In October I noted IBM and Walmart had begun an experiment to use Blockchain for supply chain management of pork in China. In November they began a US pilot where one packaged produce item is being piloted through the distributed ledger technology.  This morning a reporter contacted me -- a bit breathlessly -- about a rumor that Walmart has moved all fresh produce onto Blockchain.  I don't think so.  Not yet.  I think IBM PR resurfaced the November pilot and it is being misread and misheard.  But... right now I consider Blockchain-type tools to be the best bet for developing total transparency for demand and supply networks by tying payment to participation in the distributed ledger.

2.08.2017


Last year I talked to several big grocery distributors serving dense urban areas in the United States.  I wondered what might be available to deliver to survivors of a catastrophic event: lets say a 7.0 plus earthquake followed by a long-term grid outage.

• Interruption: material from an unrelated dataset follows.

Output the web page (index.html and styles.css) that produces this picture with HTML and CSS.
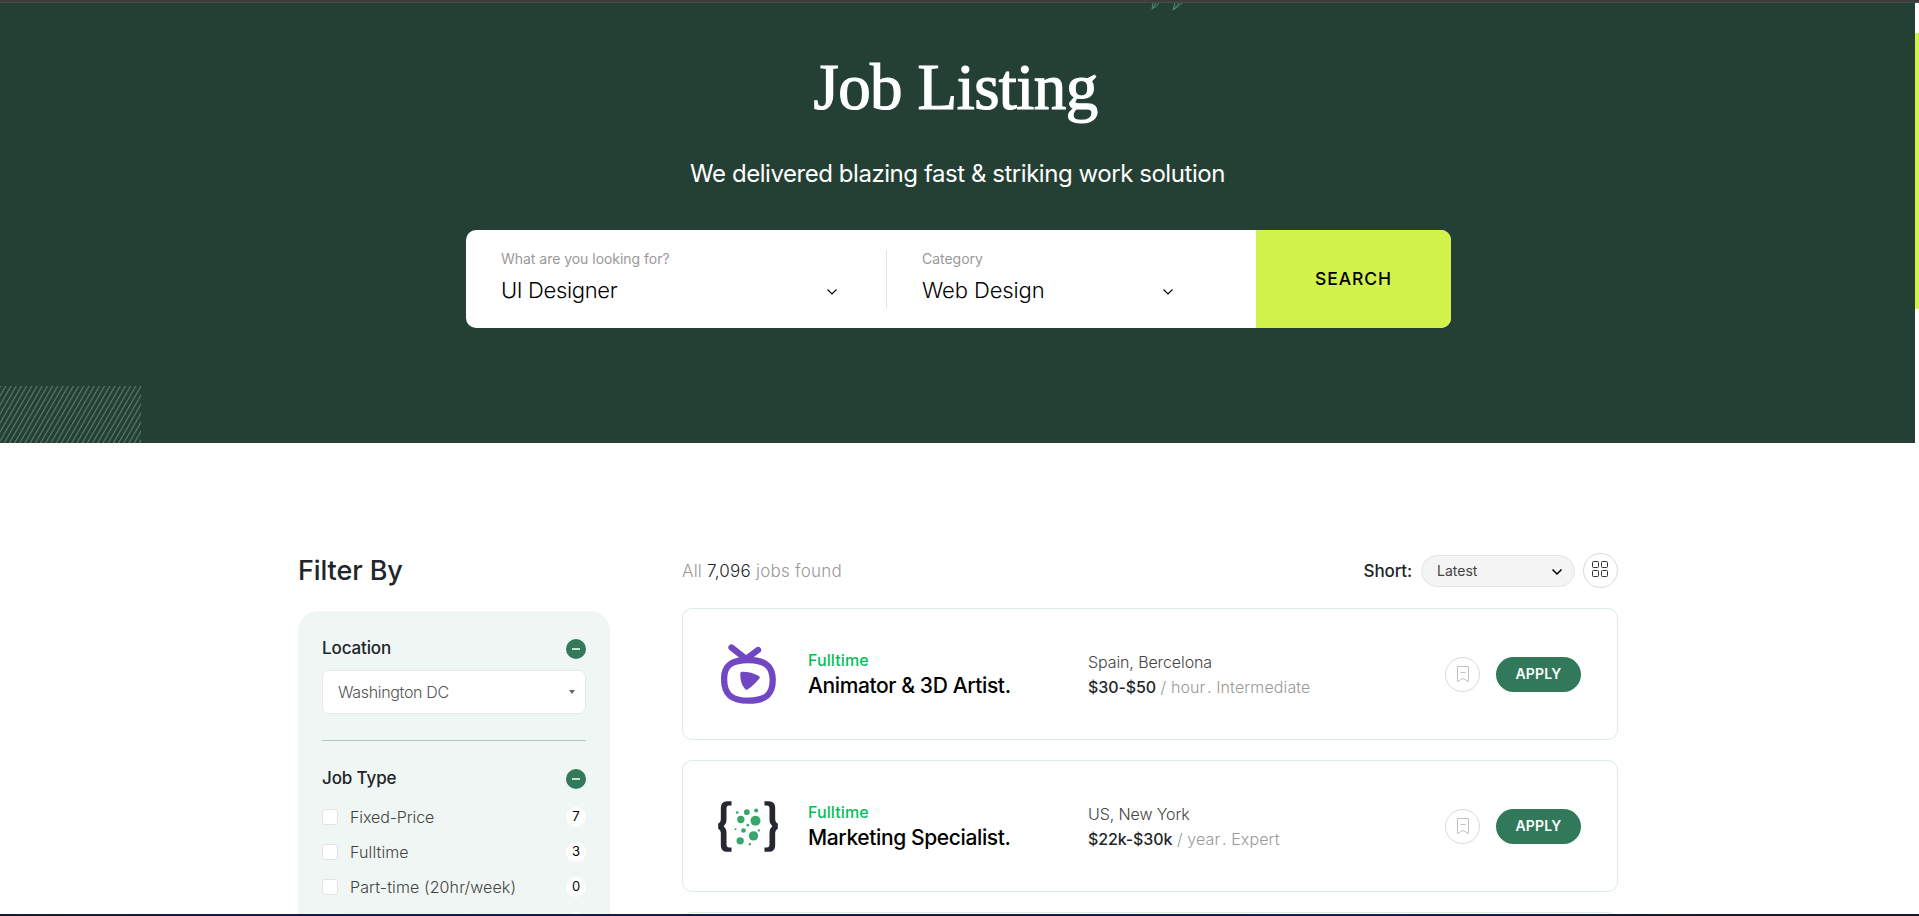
FILE: index.html
```html
<!DOCTYPE html>
<html lang="en">
<head>
<meta charset="utf-8">
<title>Job Listing</title>
<link rel="stylesheet" href="styles.css">
</head>
<body>
<div class="top-edge"></div>
<div class="viewport">
  <div class="page">
    <header class="hero">
      <svg class="hero-mark" width="36" height="8" viewBox="0 0 36 8"><path d="M4 0 L3 6 Q7 4.500 10 0 M7 0 L4 5 M26 0 L24 7 Q29 4 33 0 M30 0 L25 6"/></svg>
      <h1 class="hero-title">Job Listing</h1>
      <p class="hero-sub">We delivered blazing fast &amp; striking work solution</p>
      <form class="search">
        <div class="field field-what">
          <span class="field-label">What are you looking for?</span>
          <div class="field-value"><span>UI Designer</span><svg class="chev" width="12" height="8" viewBox="0 0 12 8"><path d="M1.500 1.500 L6 6 L10.500 1.500"/></svg></div>
        </div>
        <div class="field field-cat">
          <span class="field-label">Category</span>
          <div class="field-value"><span>Web Design</span><svg class="chev" width="12" height="8" viewBox="0 0 12 8"><path d="M1.500 1.500 L6 6 L10.500 1.500"/></svg></div>
        </div>
        <button class="search-btn" type="button">SEARCH</button>
      </form>
      <svg class="hero-stripes" width="141" height="57"><defs><pattern id="stripe" width="5.2" height="57" patternUnits="userSpaceOnUse" patternTransform="skewX(-30)"><rect width="1.2" height="57" fill="#5c7e70"/></pattern></defs><rect width="141" height="57" fill="url(#stripe)"/></svg>
    </header>
    <main class="main">
      <aside class="filters">
        <h2 class="filters-title">Filter By</h2>
        <div class="panel">
          <div class="group-head"><span>Location</span><i class="minus"></i></div>
          <div class="select"><span>Washington DC</span><i class="caret"></i></div>
          <div class="rule"></div>
          <div class="group-head"><span>Job Type</span><i class="minus"></i></div>
          <ul class="checks">
            <li><i class="box"></i><span class="name">Fixed-Price</span><b>7</b></li>
            <li><i class="box"></i><span class="name">Fulltime</span><b>3</b></li>
            <li><i class="box"></i><span class="name">Part-time (20hr/week)</span><b>0</b></li>
            <li><i class="box"></i><span class="name"></span><b></b></li>
          </ul>
        </div>
      </aside>
      <section class="results">
        <div class="toolbar">
          <p class="total">All <span>7,096</span> jobs found</p>
          <div class="sort">
            <span class="sort-label">Short:</span>
            <div class="sort-select"><span>Latest</span><svg class="chev bold" width="12" height="8" viewBox="0 0 12 8"><path d="M1.500 1.500 L6 6 L10.500 1.500"/></svg></div>
            <div class="round dark"><svg width="17" height="17" viewBox="0 0 17 17"><rect x=".5" y=".5" width="6" height="6" rx="1"/><rect x="9.500" y=".5" width="6" height="6" rx="1"/><rect x=".5" y="9.500" width="6" height="6" rx="1"/><rect x="9.500" y="9.500" width="6" height="6" rx="1"/></svg></div>
          </div>
        </div>
        <article class="card">
          <div class="logo shifted"><svg width="58" height="62" viewBox="20 13 58 62"><g fill="none" stroke="#7247c4" stroke-width="6.3" stroke-linecap="round"><path d="M31.500 17.500 L46 29 L58 20"/><path d="M48.500 30 C66 30 72.300 37 72.700 49 C73.100 64 66 70.700 48.500 70.700 C31 70.700 24.100 64 24.100 49 C24.100 35 32 30 48.500 30 Z"/></g><path d="M42 43.500 C49 43.500 53 44.500 58 47.500 C53 53.500 50.500 56 46.500 58 C43.500 55 42 49 42 43.500 Z" fill="#7247c4" stroke="#7247c4" stroke-width="3.500" stroke-linejoin="round"/></svg></div>
          <div class="job"><span class="type">Fulltime</span><h3>Animator &amp; 3D Artist.</h3></div>
          <div class="meta"><span class="place">Spain, Bercelona</span><span class="pay"><b>$30-$50</b> / hour&#8202;. Intermediate</span></div>
          <div class="actions"><div class="round"><svg width="14" height="18" viewBox="0 0 14 18"><path d="M1.500 1.500 H12.500 V16.500 L7 13.500 L1.500 16.500 Z M4.500 7.500 H9.500"/></svg></div><button class="apply" type="button">APPLY</button></div>
        </article>
        <article class="card">
          <div class="logo"><svg width="60" height="51" viewBox="144.500 782.500 180 153"><g fill="#252732"><path id="brace" d="M185 783 H172 Q153 783 153 803 V838 Q153 846 145 851 V865 Q153 870 153 878 V915 Q153 935 172 935 H185 V922 H178 Q170 922 170 913 V878 Q170 865 161 858 Q170 851 170 838 V805 Q170 796 178 796 H185 Z"/><use href="#brace" transform="translate(469 0) scale(-1 1)"/></g><g fill="#38a56d"><circle cx="202" cy="817" r="4"/><circle cx="231" cy="816" r="8.500"/><circle cx="259" cy="811" r="6"/><circle cx="213" cy="838" r="11"/><circle cx="257" cy="842" r="15"/><circle cx="234" cy="855" r="4"/><circle cx="197" cy="867" r="3"/><circle cx="221" cy="871" r="7"/><circle cx="267" cy="871" r="3.500"/><circle cx="251" cy="887" r="14"/><circle cx="211" cy="902" r="11"/><circle cx="240" cy="912" r="3.500"/></g></svg></div>
          <div class="job"><span class="type">Fulltime</span><h3>Marketing Specialist.</h3></div>
          <div class="meta"><span class="place">US, New York</span><span class="pay"><b>$22k-$30k</b> / year&#8202;. Expert</span></div>
          <div class="actions"><div class="round"><svg width="14" height="18" viewBox="0 0 14 18"><path d="M1.500 1.500 H12.500 V16.500 L7 13.500 L1.500 16.500 Z M4.500 7.500 H9.500"/></svg></div><button class="apply" type="button">APPLY</button></div>
        </article>
        <article class="card"></article>
      </section>
    </main>
  </div>
  <div class="scrollbar"><div class="thumb"></div></div>
</div>
<div class="bottom-edge"></div>
</body>
</html>
```
FILE: styles.css
```css
* { box-sizing: border-box; }
body { margin: 0; height: 916px; overflow: hidden; display: flex; flex-direction: column; background: #fff; color: #212529; font-family: Inter, "Liberation Sans", sans-serif; white-space: nowrap; }
h1, h2, h3, p, ul { margin: 0; padding: 0; list-style: none; }
button { border: 0; padding: 0; font-family: inherit; }
svg { display: block; flex: none; }
.top-edge { height: 3px; flex: none; background: #3d3d3d; border-bottom: 1px solid #4a4a4a; }
.viewport { height: 911px; flex: none; display: flex; overflow: hidden; }
.bottom-edge { height: 2px; flex: none; background: linear-gradient(90deg, #131c2e, #101c55 20%, #131c3a 50%, #101c55 70%, #161a2c 90%); }
.page { width: 1915px; flex: none; }
.scrollbar { width: 4px; padding-top: 30px; background: #fff; }
.thumb { height: 276px; background: #d2f34c; }

.hero { position: relative; height: 440px; padding-top: 44px; background: #244034; display: flex; flex-direction: column; align-items: center; }
.hero-mark { position: absolute; left: 1149px; top: 0; fill: none; stroke: #4f8a74; stroke-width: 1; }
.hero-stripes { position: absolute; left: 0; bottom: 0; }
.hero-title { margin-right: 4px; font: 400 65px/80px "Liberation Serif", serif; letter-spacing: -0.6px; color: #fff; -webkit-text-stroke: 1.2px #fff; }
.hero-sub { margin-top: 27px; font-size: 24px; line-height: 40px; letter-spacing: -0.45px; color: #fff; }
.search { margin: 36px 0 0 2px; width: 985px; height: 98px; display: flex; border-radius: 10px; overflow: hidden; background: #fff; }
.field { padding: 19px 0 0 35px; }
.field-what { width: 421px; background: linear-gradient(#e3e3e3, #e3e3e3) right 20px / 1px 58px no-repeat; }
.field-what .field-value { width: 337px; letter-spacing: -0.35px; }
.field-cat { width: 369px; }
.field-cat .field-value { width: 252px; letter-spacing: -0.1px; }
.field-label { display: block; font-size: 14px; line-height: 20px; letter-spacing: -0.03px; color: #999; }
.field-value { margin-top: 6px; display: flex; justify-content: space-between; align-items: center; font-size: 22px; line-height: 30px; font-weight: 300; color: #000; }
.chev { fill: none; stroke: #000; stroke-width: 1.15; margin-top: 3px; }
.chev.bold { stroke-width: 1.5; }
.search-btn { width: 195px; padding-bottom: 2px; background: #d2f34c; color: #000; font-size: 17.5px; font-weight: 450; letter-spacing: 0.9px; }

.main { padding: 108px 0 0 298px; display: grid; grid-template-columns: 312px 936px; column-gap: 72px; }
.filters-title { font-size: 27px; line-height: 40px; font-weight: 500; letter-spacing: -0.1px; }
.panel { margin-top: 20px; padding: 28px 24px 0; height: 400px; border-radius: 20px 20px 0 0; background: #eff6f3; }
.group-head { height: 20px; display: flex; justify-content: space-between; align-items: center; font-size: 17px; line-height: 20px; font-weight: 500; letter-spacing: -0.12px; }
.group-head span { padding-bottom: 2px; }
.minus { width: 20px; height: 20px; border-radius: 50%; background: linear-gradient(#c9ded5, #c9ded5) center / 8px 2px no-repeat #31795a; }
.select { margin-top: 11px; height: 44px; padding: 0 10px 0 15px; display: flex; align-items: center; justify-content: space-between; border: 1px solid #e8e8e8; border-radius: 7px; background: #fff; font-size: 16px; font-weight: 300; letter-spacing: -0.33px; color: #555; }
.caret { border: 3.5px solid transparent; border-top: 4px solid #666; border-bottom: 0; }
.rule { height: 1px; margin: 26px 0 28px; background: #a9cfc1; }
.checks { margin-top: 18px; display: grid; row-gap: 15px; }
.checks li { height: 20px; display: flex; align-items: center; }
.box { width: 16px; height: 16px; border: 1px solid #e3e3e3; border-radius: 3px; background: #fff; }
.name { flex: 1; margin-left: 12px; font-size: 16px; font-weight: 300; letter-spacing: 0.12px; color: #444; }
.checks li:first-child .name { letter-spacing: -0.1px; }
.checks b { width: 20px; height: 20px; border-radius: 50%; background: #fff; color: #000; font-size: 13px; line-height: 19px; font-weight: 400; text-align: center; }

.results { padding-top: 2px; display: flex; flex-direction: column; gap: 20px; }
.toolbar { height: 35px; display: flex; align-items: center; justify-content: space-between; }
.total { font-size: 17px; font-weight: 300; letter-spacing: 0.23px; color: #999; }
.total span { color: #212529; }
.sort { display: flex; align-items: center; }
.sort-label { font-size: 17px; font-weight: 500; letter-spacing: -0.15px; }
.sort-select { width: 154px; height: 32px; margin: 0 8px 0 9px; padding: 0 11px 0 15px; display: flex; align-items: center; justify-content: space-between; border: 1px solid #e5e5e5; border-radius: 16px; background: #f4f4f4; font-size: 14px; color: #444; }
.round { width: 35px; height: 35px; display: flex; align-items: center; justify-content: center; border: 1px solid #d9d9d9; border-radius: 50%; }
.round svg { fill: none; stroke: #c0c0c0; stroke-width: 1; margin: -1px 0 0 1px; }
.round.dark svg { stroke: #333; margin: -2px 0 0 0; }

.card { height: 132px; flex: none; display: grid; grid-template-columns: 60px 280px 300px 1fr; padding: 0 36px 0 35px; border: 1px solid #dcebe5; border-radius: 10px; }
.logo { display: flex; align-items: center; justify-content: center; }
.logo.shifted { padding-left: 2px; }
.job { padding: 41px 0 0 30px; }
.type { display: block; font-size: 16px; line-height: 20px; font-weight: 500; letter-spacing: 0.1px; color: #00bf58; }
.job h3 { margin-top: 2px; font-size: 21px; line-height: 28px; font-weight: 500; letter-spacing: -0.38px; color: #000; }
.meta { padding: 41px 0 0 30px; display: flex; flex-direction: column; font-size: 16px; line-height: 25px; font-weight: 300; }
.place { letter-spacing: -0.1px; color: #444; }
.pay { letter-spacing: 0.12px; color: #999; }
.pay b { font-weight: 500; letter-spacing: -0.1px; color: #212529; }
.actions { display: flex; align-items: center; justify-content: flex-end; gap: 16px; }
.apply { width: 85px; height: 35px; padding-bottom: 1px; border-radius: 18px; background: #31795a; color: #fff; font-size: 14px; font-weight: 600; letter-spacing: 0.15px; }
```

I was surprised.  Much more is on-hand than I had guessed.

Individual companies are understandably cautious with detailed information regarding volumes.  But above is what three big providers in a top-five urban area told me they had on-hand for a bit more than 2000 shelf-stable products (e.g. canned tuna, peanut butter, ramen).

The "projected ounces needed" is what the nearby principal jurisdiction estimated would be needed per day to serve 300,000 survivors.

So... not all of the shelf-stable products will survive the extreme event and 300,000 could be a serious under-estimate of need.  But still, 600 million ounces is a good start.

Until discovering this mother-lode of shelf-stable products close-at-hand, the local jurisdiction did not see how all the king's horses and all the king's men could ever secure that many calories in time.

Now the worry has shifted some from content to movement.  While the grocery distributors say the stuff will be available, they are not at all confident regarding their own ability to distribute, deliver, and allocate. Neither is the public sector.  But at least the problem is now better targeted.

All of this in more is given detailed attention in a new report: The Role of Groceries in Responding to Catastrophes.